Desde las Sierpes, recorrió el cortejo de la plaza de san Francisco, las calles de Génova y las gradas, llegando por fin a la catedral, donde, en el centro de la capilla, se hallaba una imagen del santo Rey. Se trataba de la escultura que Luisa produjera con sus manos. Tras la frase del Prelado: «Deus qui beatum Ferdinandum…», estalló el júbilo de los presentes, que elevaron su gratitud por medio de bellos cánticos. La catedral era ya en sí un sueño ciclópeo hecho realidad, como habían diseñado los antiguos canónigos, que en 1401 anunciaron su propósito de esta manera: «Que se haga la iglesia tal o tan buena, que no haya otra igual; que cuando la vea terminada, la posteridad nos tenga por locos».

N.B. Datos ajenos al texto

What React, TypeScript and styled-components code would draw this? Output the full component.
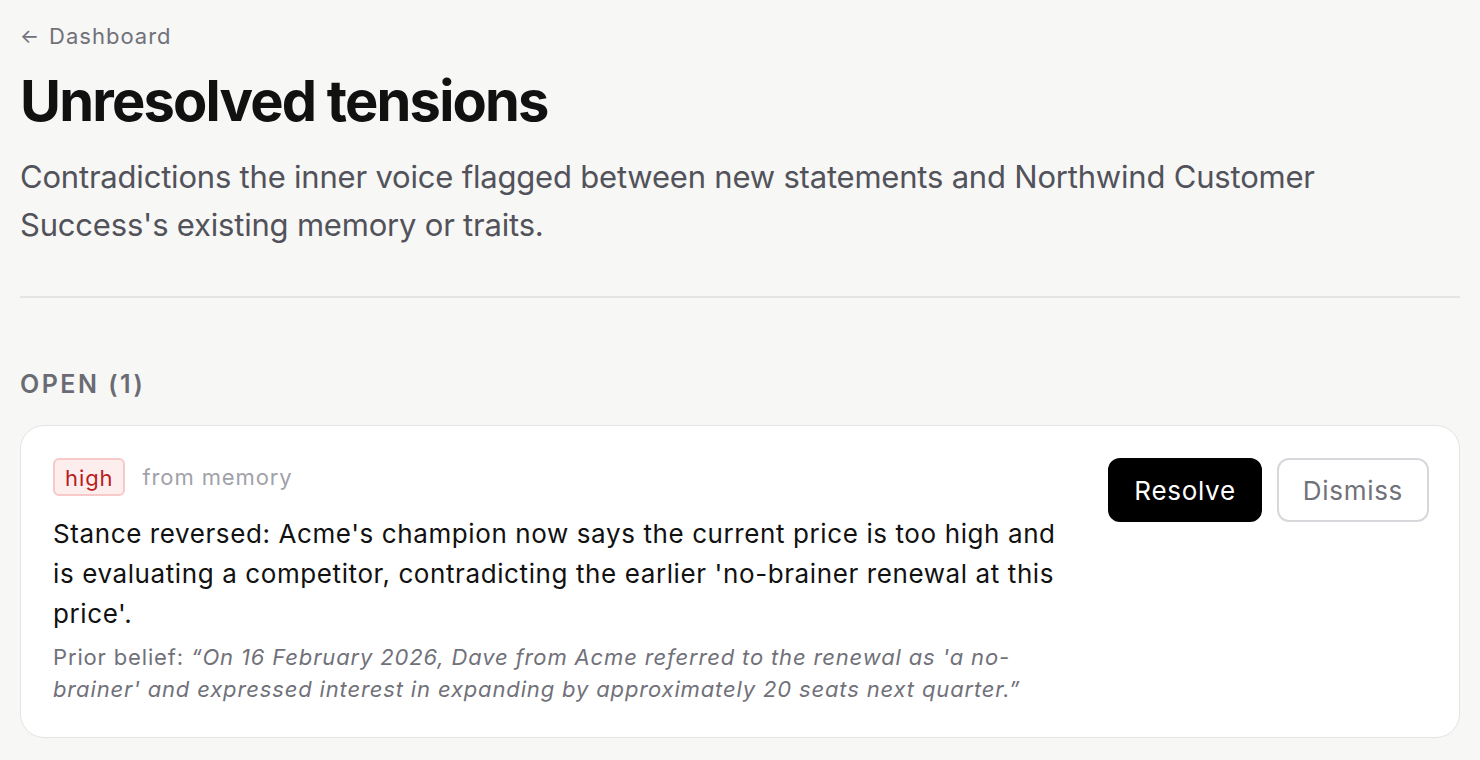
import * as React from "react";
import styled, { createGlobalStyle } from "styled-components";

const GlobalStyle = createGlobalStyle`
  html, body {
    margin: 0;
    padding: 0;
    background: #f7f7f5;
    font-family: Inter, "Liberation Sans", sans-serif;
    color: #111111;
  }
`;

const tension = {
  severity: "high",
  source: "from memory",
  summary:
    "Stance reversed: Acme's champion now says the current price is too high and is evaluating a competitor, contradicting the earlier 'no-brainer renewal at this price'.",
  prior:
    "On 16 February 2026, Dave from Acme referred to the renewal as 'a no-brainer' and expressed interest in expanding by approximately 20 seats next quarter.",
};

export default function App() {
  return (
    <>
      <GlobalStyle />
      <Page>
        <BackLink href="#">
          <Arrow>←</Arrow>
          Dashboard
        </BackLink>
        <Title>Unresolved tensions</Title>
        <Intro>
          Contradictions the inner voice flagged between new statements and
          Northwind Customer Success's existing memory or traits.
        </Intro>
        <Divider />
        <SectionLabel>Open (1)</SectionLabel>
        <Card>
          <CardBody>
            <Meta>
              <Badge>{tension.severity}</Badge>
              <Source>{tension.source}</Source>
            </Meta>
            <Summary>{tension.summary}</Summary>
            <Prior>
              Prior belief: <Quote>“{tension.prior}”</Quote>
            </Prior>
          </CardBody>
          <Actions>
            <Button $primary>Resolve</Button>
            <Button>Dismiss</Button>
          </Actions>
        </Card>
      </Page>
    </>
  );
}

const Page = styled.div`
  padding: 20px 20px 40px;
`;

const BackLink = styled.a`
  display: inline-flex;
  align-items: center;
  gap: 10px;
  font-size: 22px;
  line-height: 32px;
  letter-spacing: 1px;
  color: #71717a;
  text-decoration: none;
`;

const Arrow = styled.span`
  font-size: 20px;
  letter-spacing: 0;
`;

const Title = styled.h1`
  margin: 18px 0 0;
  font-size: 56px;
  line-height: 62px;
  font-weight: 700;
  letter-spacing: -1.8px;
  color: #111111;
`;

const Intro = styled.p`
  margin: 21px 0 0;
  font-size: 31px;
  line-height: 48px;
  letter-spacing: -0.2px;
  color: #52525b;
`;

const Divider = styled.hr`
  margin: 47px 0 0;
  border: none;
  border-top: 2px solid #e4e4e4;
`;

const SectionLabel = styled.h2`
  margin: 70px 0 0;
  font-size: 25px;
  line-height: 32px;
  font-weight: 600;
  letter-spacing: 2.5px;
  text-transform: uppercase;
  color: #6b6b73;
`;

const Card = styled.div`
  margin-top: 25px;
  display: flex;
  gap: 48px;
  align-items: flex-start;
  padding: 32px 30px 32px 32px;
  background: #ffffff;
  border: 1px solid #e4e4e2;
  border-radius: 24px;
`;

const CardBody = styled.div`
  flex: 1;
  min-width: 0;
`;

const Meta = styled.div`
  display: flex;
  align-items: center;
  gap: 17px;
`;

const Badge = styled.span`
  display: inline-block;
  padding: 0 10px;
  height: 38px;
  line-height: 36px;
  box-sizing: border-box;
  font-size: 22px;
  letter-spacing: 0.9px;
  color: #b91c1c;
  background: #fdeeee;
  border: 2px solid #f7c9c9;
  border-radius: 6px;
`;

const Source = styled.span`
  font-size: 22px;
  letter-spacing: 0.9px;
  color: #a1a1aa;
`;

const Summary = styled.p`
  margin: 18px 0 0;
  font-size: 26px;
  line-height: 40px;
  letter-spacing: 0.6px;
  color: #111111;
`;

const Prior = styled.p`
  margin: 7px 0 0;
  font-size: 22px;
  line-height: 32px;
  letter-spacing: 0.85px;
  color: #71717a;
`;

const Quote = styled.em`
  font-style: italic;
`;

const Actions = styled.div`
  display: flex;
  gap: 15px;
  flex-shrink: 0;
`;

const Button = styled.button<{ $primary?: boolean }>`
  height: 64px;
  padding: 0 24px;
  font-family: inherit;
  font-size: 26px;
  letter-spacing: 0.7px;
  border-radius: 12px;
  cursor: pointer;
  background: ${(p) => (p.$primary ? "#000000" : "#ffffff")};
  color: ${(p) => (p.$primary ? "#ffffff" : "#71717a")};
  border: 2px solid ${(p) => (p.$primary ? "#000000" : "#d8d8dc")};
`;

La antigua mezquita se llenó de cánticos en alabanza al Señor, y en la inmensidad de las cinco naves la música se entrelazaba con las volutas de incienso, creando esa atmósfera mágica que ninguno de los presentes olvidaría jamás. Ya la noche venida, las calles y plazas estaban abarrotadas de gentes de la más variada condición. Los nobles paseaban en sus magníficos carruajes, tirados por espléndidos caballos adornados con la gracia que tienen en Sevilla: cintas y borlas de seda, y bandas de cuero repujado lucían sobre los lustrosos cuerpos de los equinos.

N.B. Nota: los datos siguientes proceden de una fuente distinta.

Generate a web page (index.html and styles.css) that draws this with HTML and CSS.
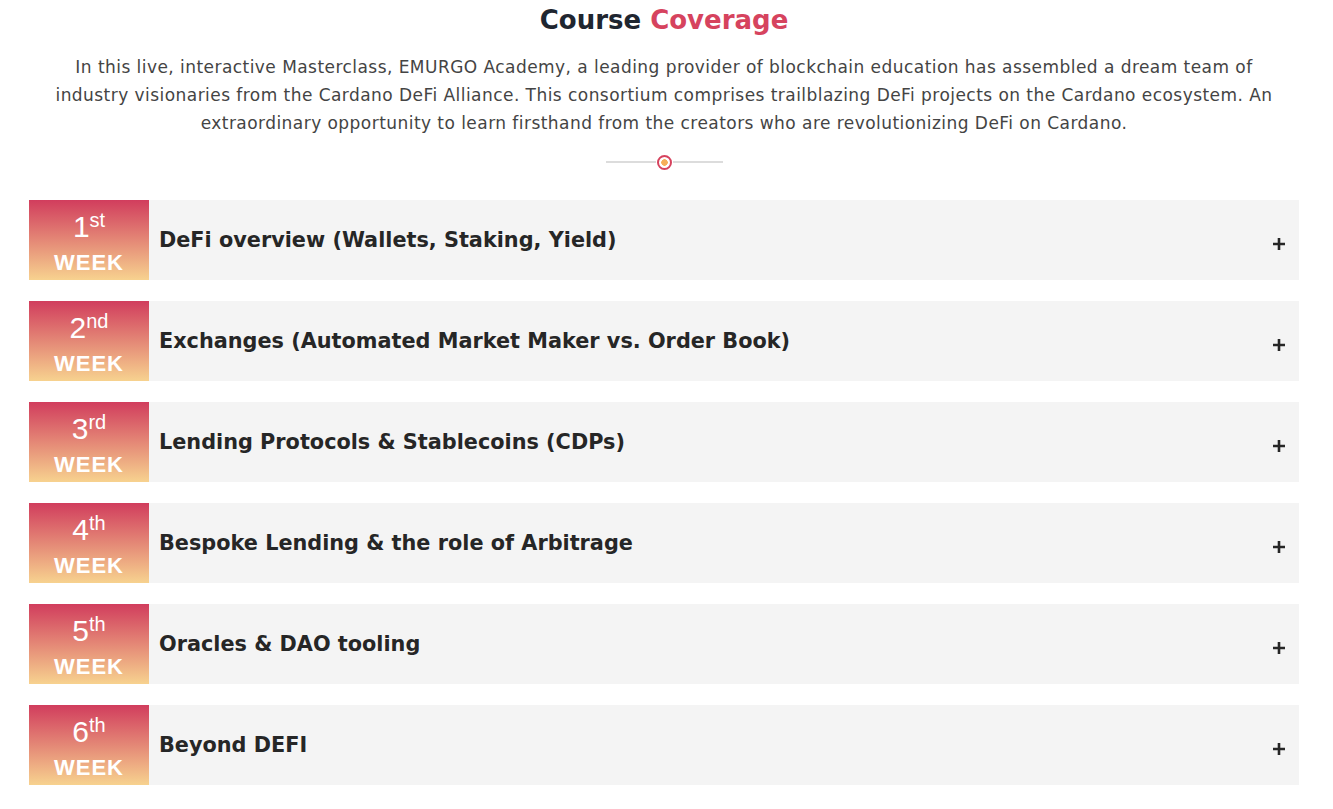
FILE: index.html
```html
<!DOCTYPE html>
<html lang="en">
<head>
<meta charset="utf-8">
<title>Course Coverage</title>
<link rel="stylesheet" href="styles.css">
</head>
<body>
<section class="coverage">
  <h2 class="title">Course <span class="accent">Coverage</span></h2>
  <p class="intro">In this live, interactive Masterclass, EMURGO Academy, a leading provider of blockchain education has assembled a dream team of industry visionaries from the Cardano DeFi Alliance. This consortium comprises trailblazing DeFi projects on the Cardano ecosystem. An extraordinary opportunity to learn firsthand from the creators who are revolutionizing DeFi on Cardano.</p>
  <div class="divider"><span class="line"></span><span class="dot"></span><span class="line"></span></div>
  <div class="weeks">
    <div class="week"><div class="badge"><div class="num">1<sup>st</sup></div><div class="lbl">WEEK</div></div><div class="name">DeFi overview (Wallets, Staking, Yield)</div><svg class="plus" viewBox="0 0 14 14"><path d="M7 1v12M1 7h12"/></svg></div>
    <div class="week"><div class="badge"><div class="num">2<sup>nd</sup></div><div class="lbl">WEEK</div></div><div class="name">Exchanges (Automated Market Maker vs. Order Book)</div><svg class="plus" viewBox="0 0 14 14"><path d="M7 1v12M1 7h12"/></svg></div>
    <div class="week"><div class="badge"><div class="num">3<sup>rd</sup></div><div class="lbl">WEEK</div></div><div class="name">Lending Protocols &amp; Stablecoins (CDPs)</div><svg class="plus" viewBox="0 0 14 14"><path d="M7 1v12M1 7h12"/></svg></div>
    <div class="week"><div class="badge"><div class="num">4<sup>th</sup></div><div class="lbl">WEEK</div></div><div class="name">Bespoke Lending &amp; the role of Arbitrage</div><svg class="plus" viewBox="0 0 14 14"><path d="M7 1v12M1 7h12"/></svg></div>
    <div class="week"><div class="badge"><div class="num">5<sup>th</sup></div><div class="lbl">WEEK</div></div><div class="name">Oracles &amp; DAO tooling</div><svg class="plus" viewBox="0 0 14 14"><path d="M7 1v12M1 7h12"/></svg></div>
    <div class="week"><div class="badge"><div class="num">6<sup>th</sup></div><div class="lbl">WEEK</div></div><div class="name">Beyond DEFI</div><svg class="plus" viewBox="0 0 14 14"><path d="M7 1v12M1 7h12"/></svg></div>
  </div>
</section>
</body>
</html>
```
FILE: styles.css
```css
html, body { margin: 0; padding: 0; background: #fff; }
body { font-family: "DejaVu Sans", "Noto Sans", sans-serif; }
.coverage { width: 1270px; margin: 0 0 0 29px; }
.title {
  margin: 0; padding-top: 2px;
  text-align: center; font-size: 26px; line-height: 36px; font-weight: 700;
  color: #1f2630;
}
.accent { color: #d6435e; }
.intro {
  margin: 15px auto 0; width: 1230px;
  text-align: center; font-size: 17px; letter-spacing: 0.45px; line-height: 28px; color: #444;
}
.divider { display: flex; align-items: center; justify-content: center; margin-top: 17px; height: 16px; }
.line { width: 50px; height: 2px; background: #dcdcdc; }
.dot {
  width: 11px; height: 11px; border: 2px solid #d6435e; border-radius: 50%;
  margin: 0 1px; box-sizing: content-box;
  background: radial-gradient(circle, #f6b05a 0 3px, #fff 3.5px);
}
.weeks { display: flex; flex-direction: column; gap: 21px; margin-top: 30px; }
.week { display: flex; align-items: center; height: 80px; background: #f4f4f4; }
.badge {
  width: 120px; height: 80px; flex: none;
  background: linear-gradient(180deg, #d13d5d 0%, #f7d28f 100%);
  color: #fff; font-family: "Liberation Sans", Arial, sans-serif; text-align: center;
  display: flex; flex-direction: column; align-items: center;
}
.num { font-size: 30px; line-height: 30px; margin-top: 12px; }
.num sup { font-size: 20px; vertical-align: 0; position: relative; top: -10px; }
.lbl { font-size: 22px; font-weight: 700; letter-spacing: 1px; line-height: 22px; margin-top: 7px; }
.name {
  flex: 1; padding-left: 10px; font-size: 20.8px; font-weight: 700; color: #262626;
}
.plus {
  width: 14px; height: 14px; flex: none; margin: 8px 13px 0 0;
  fill: none; stroke: #262626; stroke-width: 2.6;
}
```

La Villa resplandecía como si fuera de día. Gracias a mil artilugios de luz, hachones, hogueras, velas y candelas, la fiesta continuaba entrada la oscuridad, y los alegres cantos que acompañaban a toda suerte de instrumentos terminaban en bailes envueltos en el opulento y penetrante aroma del azahar que incitaba a la pasión. Hermandades y cofradías, más galanas que nunca, y todos los habitantes de aquella villa singular que albergaba una inmensa capacidad para la alegría y el gozo se unían en una misma pasión, la pasión de vivir.

Aquella pasión que llevaría a Luisa a realizar obras extraordinarias y a obtener un destino sin par. ¡Sevilla había de ser!

La Judería

Se había internado Luisa por las estrechas callejuelas del barrio de la Judería. Las casas, tan apretadas entre sí, dejaban pasar en sus resquicios una luz tamizada que producía una atmósfera misteriosa. Por otra parte, los geranios de un rojo restallante que cubrían las fachadas aligeraban el denso ambiente. Poco a poco fue apretando el paso. Observaba con placer los balcones de sólidas maderas, las paredes blancas dibujadas con las sombras que provocaba la claridad. En la dichosa contemplación, había ya casi olvidado el encargo que a este lugar la había traído.

Tenía que visitar la casa de un rico comerciante que deseaba unas imágenes.

Buscaba la casa que su padre le indicara, pero no era fácil, pues todas eran muy similares: blancas, con bellos miradores de madera y celosías en las ventanas; alguna parra trepaba diligente aquí y allá, creando con la repetición serena armonía.[13]

En esto se hallaba cuando oyó una voz que susurraba:

—¿Cómo has podido ordenar un belén? ¿Has olvidado acaso tan presto tu origen y tu raza?

—No, padre, no lo he olvidado. Pero habéis de entender que fiel cristiano soy, a la par que me enorgullezco de mi pueblo.

—¿Quieres decir que adoras a dos dioses a la vez? ¡Escándalo y vergüenza!

—No. No es escándalo ni vergüenza, es comprensión. Dios es uno, es bondad, es perdón. Creo en la omnipotencia de ese Dios, que nos ha de amar. Son los hombres los que le dan distintos nombres, mas Él es Uno.

Echó Luisa marcha atrás y entendió que había encontrado lo que buscaba. Volvió a recorrer el camino hacia aquella casa, produciendo todo el ruido que pudo con el fin de hacerse notar.

Las tranquilas frases del joven resonaron durante muchos años en su mente.